Finally they told me they were taking my car away unless I promised to stop rededicating my life all over the county, as it had become so embarrassing for them.

So I stopped. I wanted those wheels.

But I will never forget the way I felt when I stood up and came forward, that heightened, exalted holy feeling that came over me. My mother used to call it GETTING ALL WROUGHT UP and viewed it as a kind of sickness, like the flu. (And need I say that she felt it was also unladylike?) I should mention that the excitement of the revival was compounded by the fact that we often had dates for the revival, since there wasn't anything else to do in that town, or anyplace else to go, and that oftentimes, your date would be holding your hand while you both got all wrought up together.

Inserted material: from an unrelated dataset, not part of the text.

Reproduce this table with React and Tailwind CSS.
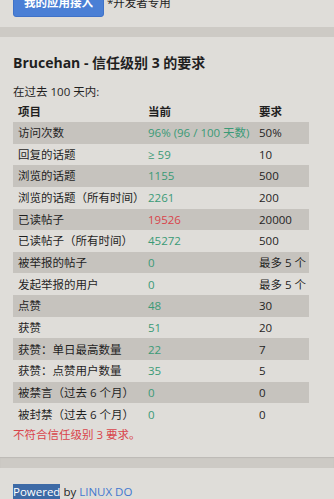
const rows = [
  { name: "访问次数", cur: "96% (96 / 100 天数)", req: "50%" },
  { name: "回复的话题", cur: "≥ 59", req: "10" },
  { name: "浏览的话题", cur: "1155", req: "500" },
  { name: "浏览的话题（所有时间）", cur: "2261", req: "200" },
  { name: "已读帖子", cur: "19526", req: "20000", bad: true },
  { name: "已读帖子（所有时间）", cur: "45272", req: "500" },
  { name: "被举报的帖子", cur: "0", req: "最多 5 个" },
  { name: "发起举报的用户", cur: "0", req: "最多 5 个" },
  { name: "点赞", cur: "48", req: "30" },
  { name: "获赞", cur: "51", req: "20" },
  { name: "获赞：单日最高数量", cur: "22", req: "7" },
  { name: "获赞：点赞用户数量", cur: "35", req: "5" },
  { name: "被禁言（过去 6 个月）", cur: "0", req: "0" },
  { name: "被封禁（过去 6 个月）", cur: "0", req: "0" },
];

export default function App() {
  return (
    <div
      className="h-[499px] w-[334px] overflow-hidden bg-[#dfddd9] text-[11.5px] text-[#1f1f1f]"
      style={{ fontFamily: '"Open Sans", "Noto Sans CJK SC", sans-serif' }}
    >
      <div className="h-[27px] overflow-hidden px-[13px] shadow-[0_1px_2px_rgba(0,0,0,0.12)]">
        <div className="-mt-[11px] flex items-center gap-[3px]">
          <button className="h-[28px] w-[91px] rounded-[3px] border border-[#3f72c8] bg-[#4a7fd5] text-[11.5px] font-bold text-white">
            我的应用接入
          </button>
          <span>*开发者专用</span>
        </div>
      </div>
      <div className="h-[10px] bg-[#cdcac5]" />

      <section className="h-[420px] px-[13px] pt-[17px]">
        <h2 className="h-[18px] text-[14px] font-bold leading-[18px]">Brucehan - 信任级别 3 的要求</h2>
        <p className="mt-[11px] leading-[17px]">在过去 100 天内:</p>
        <table className="mt-[1px] w-[296px] table-fixed border-collapse">
          <thead>
            <tr className="h-[21px] font-bold">
              <th className="w-[130px] pl-[5px] text-left">项目</th>
              <th className="w-[111px] pl-[5px] text-left">当前</th>
              <th className="pl-[5px] text-left">要求</th>
            </tr>
          </thead>
          <tbody>
            {rows.map((r, i) => (
              <tr key={r.name} className={i % 2 === 0 ? "h-[21.65px] bg-[#c6c3be]" : "h-[21.65px]"}>
                <td className="whitespace-nowrap pl-[5px]">{r.name}</td>
                <td className={r.bad ? "whitespace-nowrap pl-[5px] text-[#d9444b]" : "whitespace-nowrap pl-[5px] text-[#3a9a76]"}>
                  {r.cur}
                </td>
                <td className="whitespace-nowrap pl-[5px]">{r.req}</td>
              </tr>
            ))}
          </tbody>
        </table>
        <p className="mt-[1px] leading-[17px] text-[#d9444b]">不符合信任级别 3 要求。</p>
      </section>

      <div className="h-[11px] bg-[#cdcac5] shadow-[inset_0_1px_1px_rgba(0,0,0,0.08)]" />
      <footer className="px-[13px] pt-[16px] leading-[16px]">
        <span className="bg-[#3d6aa6] text-white">Powered</span> by{" "}
        <span className="text-[#3f78d0]">LINUX DO</span>
      </footer>
    </div>
  );
}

So there was a sexual thing going on there, too, of course.

In fact, my most serious high school boyfriend belonged to a church that had a "Let Your Little Light Shine" lightboard right up at the front—the minister was an electrician at his "day job"—and so whenever we went to my boyfriend's church, the first thing he always did was go forward and screw in his little lightbulb, which then lit up . . .

Okay. You can see where this is leading.

And you can see why I would relate to these paintings, having my own firsthand knowledge of how the sacred and the profane can get all mixed up together.

Certainly the Reverend Mr. Long is pulled equally between the voluptuous image of the "woman in red" (and the other lewd, cavorting sinners depicted in these amazing...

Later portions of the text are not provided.